Au cours des dix dernières années, "161 millions de contrats de travail ont été signés dans un pays dont la force de travail compte 14,5 millions de personnes en moyenne", dit-il. "Cela signifie que les gens n'arrêtent pas d'entrer et de sortir des entreprises et de changer de poste, d'activité, de secteur, à un rythme frénétique".

"Si en Allemagne, les mini-jobs sont faits pour un segment seulement de salariés, en Espagne, c'est le noyau dur de la force de travail qui endure précarité et bas salaires", insiste M. Lago.

La très controversée réforme du travail de 2012 a notamment créé, pour les entreprises de moins de 50 salariés, un contrat à durée indéterminée avec "période d'essai d'un an", au terme de laquelle l'employeur peut licencier sans explication ni indemnisation.

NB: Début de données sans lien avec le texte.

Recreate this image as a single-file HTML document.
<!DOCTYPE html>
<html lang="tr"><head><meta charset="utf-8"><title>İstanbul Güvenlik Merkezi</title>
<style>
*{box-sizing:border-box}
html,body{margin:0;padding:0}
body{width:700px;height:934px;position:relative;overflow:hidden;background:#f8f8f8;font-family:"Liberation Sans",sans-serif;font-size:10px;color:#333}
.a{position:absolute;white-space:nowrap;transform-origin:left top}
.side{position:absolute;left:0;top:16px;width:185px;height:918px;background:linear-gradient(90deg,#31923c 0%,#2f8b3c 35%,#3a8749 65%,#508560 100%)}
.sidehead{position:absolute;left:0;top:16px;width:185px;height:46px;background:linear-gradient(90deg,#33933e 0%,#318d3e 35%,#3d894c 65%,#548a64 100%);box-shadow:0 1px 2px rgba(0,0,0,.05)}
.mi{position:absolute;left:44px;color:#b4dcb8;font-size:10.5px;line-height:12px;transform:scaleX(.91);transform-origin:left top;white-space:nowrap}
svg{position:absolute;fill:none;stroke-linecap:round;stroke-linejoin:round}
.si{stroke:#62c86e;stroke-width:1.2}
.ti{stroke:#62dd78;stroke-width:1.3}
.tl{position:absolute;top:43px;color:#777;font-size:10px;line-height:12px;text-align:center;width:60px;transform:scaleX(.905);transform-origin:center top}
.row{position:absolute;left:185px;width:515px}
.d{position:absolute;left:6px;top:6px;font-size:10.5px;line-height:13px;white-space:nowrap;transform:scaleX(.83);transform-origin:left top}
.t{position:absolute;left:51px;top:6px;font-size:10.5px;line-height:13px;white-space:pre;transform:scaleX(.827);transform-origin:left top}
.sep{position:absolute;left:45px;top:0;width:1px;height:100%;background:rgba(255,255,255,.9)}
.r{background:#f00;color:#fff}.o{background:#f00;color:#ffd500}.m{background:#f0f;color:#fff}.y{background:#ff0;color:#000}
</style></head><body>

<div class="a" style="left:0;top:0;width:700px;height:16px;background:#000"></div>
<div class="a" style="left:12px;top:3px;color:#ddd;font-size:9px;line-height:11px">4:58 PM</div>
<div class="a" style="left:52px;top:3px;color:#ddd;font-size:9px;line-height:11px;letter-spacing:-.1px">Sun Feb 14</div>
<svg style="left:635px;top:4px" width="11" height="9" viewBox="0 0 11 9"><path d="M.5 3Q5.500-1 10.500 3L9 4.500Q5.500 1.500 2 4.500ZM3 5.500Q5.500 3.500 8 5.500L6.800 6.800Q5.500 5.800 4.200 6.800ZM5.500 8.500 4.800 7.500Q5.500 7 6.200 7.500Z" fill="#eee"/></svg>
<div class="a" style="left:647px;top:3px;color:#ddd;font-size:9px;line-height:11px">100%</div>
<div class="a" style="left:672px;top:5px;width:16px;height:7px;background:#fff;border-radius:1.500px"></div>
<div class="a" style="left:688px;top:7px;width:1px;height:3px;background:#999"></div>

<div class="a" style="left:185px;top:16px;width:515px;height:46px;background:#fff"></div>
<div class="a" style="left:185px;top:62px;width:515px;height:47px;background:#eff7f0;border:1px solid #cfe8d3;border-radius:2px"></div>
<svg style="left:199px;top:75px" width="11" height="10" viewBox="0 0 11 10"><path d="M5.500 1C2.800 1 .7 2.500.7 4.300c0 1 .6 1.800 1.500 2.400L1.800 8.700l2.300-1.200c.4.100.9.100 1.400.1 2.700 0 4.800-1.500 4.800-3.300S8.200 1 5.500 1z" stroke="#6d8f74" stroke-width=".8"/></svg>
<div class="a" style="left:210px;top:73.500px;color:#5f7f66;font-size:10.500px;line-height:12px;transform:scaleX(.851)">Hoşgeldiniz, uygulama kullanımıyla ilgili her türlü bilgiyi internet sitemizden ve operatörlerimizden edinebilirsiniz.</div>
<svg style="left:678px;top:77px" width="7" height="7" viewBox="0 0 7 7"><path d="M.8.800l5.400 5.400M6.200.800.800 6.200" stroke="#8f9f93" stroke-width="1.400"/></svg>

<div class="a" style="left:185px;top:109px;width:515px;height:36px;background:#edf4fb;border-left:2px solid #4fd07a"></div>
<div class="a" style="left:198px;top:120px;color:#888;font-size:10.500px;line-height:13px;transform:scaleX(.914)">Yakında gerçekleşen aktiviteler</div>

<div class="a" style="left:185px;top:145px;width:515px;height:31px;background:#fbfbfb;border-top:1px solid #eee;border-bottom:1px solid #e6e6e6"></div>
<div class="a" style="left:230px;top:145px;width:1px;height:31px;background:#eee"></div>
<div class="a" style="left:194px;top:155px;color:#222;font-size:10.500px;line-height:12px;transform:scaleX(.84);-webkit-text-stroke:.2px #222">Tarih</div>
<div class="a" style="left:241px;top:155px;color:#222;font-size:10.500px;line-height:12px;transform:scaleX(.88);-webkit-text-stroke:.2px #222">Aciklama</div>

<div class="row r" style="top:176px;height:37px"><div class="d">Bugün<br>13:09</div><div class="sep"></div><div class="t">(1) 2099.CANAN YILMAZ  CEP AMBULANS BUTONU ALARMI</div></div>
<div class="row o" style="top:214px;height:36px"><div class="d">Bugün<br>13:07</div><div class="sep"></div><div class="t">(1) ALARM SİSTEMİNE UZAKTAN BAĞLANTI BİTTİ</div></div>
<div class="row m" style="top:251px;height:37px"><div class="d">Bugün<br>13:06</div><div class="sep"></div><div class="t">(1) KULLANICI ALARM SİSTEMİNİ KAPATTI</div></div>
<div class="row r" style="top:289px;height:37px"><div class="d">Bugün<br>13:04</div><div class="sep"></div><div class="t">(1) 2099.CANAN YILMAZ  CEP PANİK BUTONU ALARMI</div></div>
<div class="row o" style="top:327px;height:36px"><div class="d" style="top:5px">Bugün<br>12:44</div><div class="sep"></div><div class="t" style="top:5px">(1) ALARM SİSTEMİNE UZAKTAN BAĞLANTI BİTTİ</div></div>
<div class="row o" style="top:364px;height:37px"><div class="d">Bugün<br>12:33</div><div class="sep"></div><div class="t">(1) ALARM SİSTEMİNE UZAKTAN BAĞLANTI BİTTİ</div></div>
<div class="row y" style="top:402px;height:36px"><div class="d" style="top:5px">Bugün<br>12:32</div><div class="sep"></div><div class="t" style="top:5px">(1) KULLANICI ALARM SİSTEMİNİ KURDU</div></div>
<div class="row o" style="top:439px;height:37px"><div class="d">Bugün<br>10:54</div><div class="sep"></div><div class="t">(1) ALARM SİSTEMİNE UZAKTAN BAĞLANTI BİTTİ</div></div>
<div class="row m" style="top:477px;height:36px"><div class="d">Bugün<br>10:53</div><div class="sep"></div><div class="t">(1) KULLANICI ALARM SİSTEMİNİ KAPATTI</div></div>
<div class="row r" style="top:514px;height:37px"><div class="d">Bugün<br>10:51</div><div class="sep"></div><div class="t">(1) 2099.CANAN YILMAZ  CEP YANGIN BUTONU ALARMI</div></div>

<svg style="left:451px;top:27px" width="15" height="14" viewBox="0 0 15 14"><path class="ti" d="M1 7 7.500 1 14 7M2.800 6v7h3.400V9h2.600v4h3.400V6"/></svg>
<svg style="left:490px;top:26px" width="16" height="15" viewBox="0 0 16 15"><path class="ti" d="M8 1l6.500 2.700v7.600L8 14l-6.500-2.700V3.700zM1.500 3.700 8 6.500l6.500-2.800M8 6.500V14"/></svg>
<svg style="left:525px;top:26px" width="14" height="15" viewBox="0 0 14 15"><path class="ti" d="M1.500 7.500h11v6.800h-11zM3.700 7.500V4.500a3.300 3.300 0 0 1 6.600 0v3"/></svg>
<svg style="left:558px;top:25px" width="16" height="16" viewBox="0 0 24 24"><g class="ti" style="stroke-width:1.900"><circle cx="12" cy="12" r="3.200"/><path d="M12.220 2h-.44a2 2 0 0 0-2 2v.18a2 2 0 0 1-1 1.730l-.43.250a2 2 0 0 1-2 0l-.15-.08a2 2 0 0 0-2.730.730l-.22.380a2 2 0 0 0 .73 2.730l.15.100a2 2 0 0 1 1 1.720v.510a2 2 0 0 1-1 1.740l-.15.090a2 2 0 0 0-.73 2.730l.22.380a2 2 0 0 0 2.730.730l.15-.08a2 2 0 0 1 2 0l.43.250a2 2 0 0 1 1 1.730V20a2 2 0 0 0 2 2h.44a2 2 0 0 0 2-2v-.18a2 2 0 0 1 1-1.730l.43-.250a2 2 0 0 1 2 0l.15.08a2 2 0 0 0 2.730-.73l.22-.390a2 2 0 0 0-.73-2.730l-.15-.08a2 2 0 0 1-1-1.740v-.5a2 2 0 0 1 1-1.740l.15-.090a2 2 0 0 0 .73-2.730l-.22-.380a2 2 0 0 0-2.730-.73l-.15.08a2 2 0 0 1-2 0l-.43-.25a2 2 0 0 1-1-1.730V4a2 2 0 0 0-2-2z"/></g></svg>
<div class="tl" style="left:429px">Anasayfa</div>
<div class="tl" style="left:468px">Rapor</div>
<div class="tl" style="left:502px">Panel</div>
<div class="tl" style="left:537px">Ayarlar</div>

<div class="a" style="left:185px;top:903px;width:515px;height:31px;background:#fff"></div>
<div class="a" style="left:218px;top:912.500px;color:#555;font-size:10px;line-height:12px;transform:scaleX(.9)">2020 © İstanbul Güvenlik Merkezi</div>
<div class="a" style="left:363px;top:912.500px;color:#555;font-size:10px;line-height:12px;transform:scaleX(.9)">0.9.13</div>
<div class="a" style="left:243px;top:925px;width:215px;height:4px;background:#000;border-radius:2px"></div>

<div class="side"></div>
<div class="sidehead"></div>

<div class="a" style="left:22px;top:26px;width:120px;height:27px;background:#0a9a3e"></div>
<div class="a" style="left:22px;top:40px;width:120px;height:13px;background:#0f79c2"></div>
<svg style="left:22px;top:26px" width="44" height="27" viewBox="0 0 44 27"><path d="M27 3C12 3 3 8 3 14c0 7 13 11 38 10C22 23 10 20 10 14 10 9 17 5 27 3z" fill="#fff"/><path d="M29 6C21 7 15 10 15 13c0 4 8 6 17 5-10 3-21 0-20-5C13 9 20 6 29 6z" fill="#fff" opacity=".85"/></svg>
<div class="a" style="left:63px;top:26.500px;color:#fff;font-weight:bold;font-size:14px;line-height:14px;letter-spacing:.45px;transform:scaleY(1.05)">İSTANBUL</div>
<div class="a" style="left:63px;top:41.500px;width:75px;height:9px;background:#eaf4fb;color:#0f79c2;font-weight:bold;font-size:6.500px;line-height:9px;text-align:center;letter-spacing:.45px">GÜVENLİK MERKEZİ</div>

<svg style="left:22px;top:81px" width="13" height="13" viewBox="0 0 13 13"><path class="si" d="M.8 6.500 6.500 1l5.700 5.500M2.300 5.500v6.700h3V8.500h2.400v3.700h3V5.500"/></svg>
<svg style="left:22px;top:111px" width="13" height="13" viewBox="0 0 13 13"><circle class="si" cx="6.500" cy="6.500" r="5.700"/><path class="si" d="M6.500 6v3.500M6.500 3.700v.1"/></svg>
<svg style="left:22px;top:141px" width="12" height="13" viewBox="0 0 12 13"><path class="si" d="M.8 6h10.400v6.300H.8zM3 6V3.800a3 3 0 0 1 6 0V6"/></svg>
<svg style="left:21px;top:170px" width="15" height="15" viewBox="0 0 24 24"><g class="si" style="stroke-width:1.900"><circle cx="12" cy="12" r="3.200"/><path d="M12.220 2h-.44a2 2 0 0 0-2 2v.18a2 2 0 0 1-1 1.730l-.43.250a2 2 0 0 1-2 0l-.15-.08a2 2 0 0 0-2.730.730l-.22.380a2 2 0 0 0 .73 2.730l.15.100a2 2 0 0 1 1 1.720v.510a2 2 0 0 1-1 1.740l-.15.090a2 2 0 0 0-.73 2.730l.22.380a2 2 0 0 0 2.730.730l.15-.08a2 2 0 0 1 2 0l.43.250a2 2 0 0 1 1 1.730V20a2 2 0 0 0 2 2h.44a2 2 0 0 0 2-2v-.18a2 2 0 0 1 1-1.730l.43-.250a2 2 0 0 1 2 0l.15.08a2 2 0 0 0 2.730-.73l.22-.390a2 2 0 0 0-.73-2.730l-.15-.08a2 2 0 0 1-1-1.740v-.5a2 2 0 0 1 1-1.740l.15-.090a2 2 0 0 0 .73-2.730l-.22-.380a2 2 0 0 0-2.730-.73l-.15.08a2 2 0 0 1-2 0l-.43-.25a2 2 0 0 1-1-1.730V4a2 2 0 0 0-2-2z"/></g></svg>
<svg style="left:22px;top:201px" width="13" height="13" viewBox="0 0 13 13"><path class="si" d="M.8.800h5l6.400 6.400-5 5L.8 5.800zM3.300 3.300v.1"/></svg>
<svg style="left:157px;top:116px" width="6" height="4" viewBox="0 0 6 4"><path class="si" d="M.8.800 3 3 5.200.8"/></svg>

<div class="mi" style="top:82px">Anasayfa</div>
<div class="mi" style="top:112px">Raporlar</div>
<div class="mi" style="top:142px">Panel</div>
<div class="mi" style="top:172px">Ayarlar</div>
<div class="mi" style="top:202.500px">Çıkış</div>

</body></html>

Le revenu est aussi au coeur du débat. "Il y a eu une nette augmentation des travailleurs pauvres gagnant moins de 690 euros" par mois, souligne M. Torres.

Agence spécialisée de l'ONU, l'OIT a estimé en janvier qu'une hausse de 10% sur trois ans du salaire minimum en Espagne (à 757 euros mensuels sur douze mois en 2015) ne mettrait pas en péril la compétitivité ni la création d'emploi.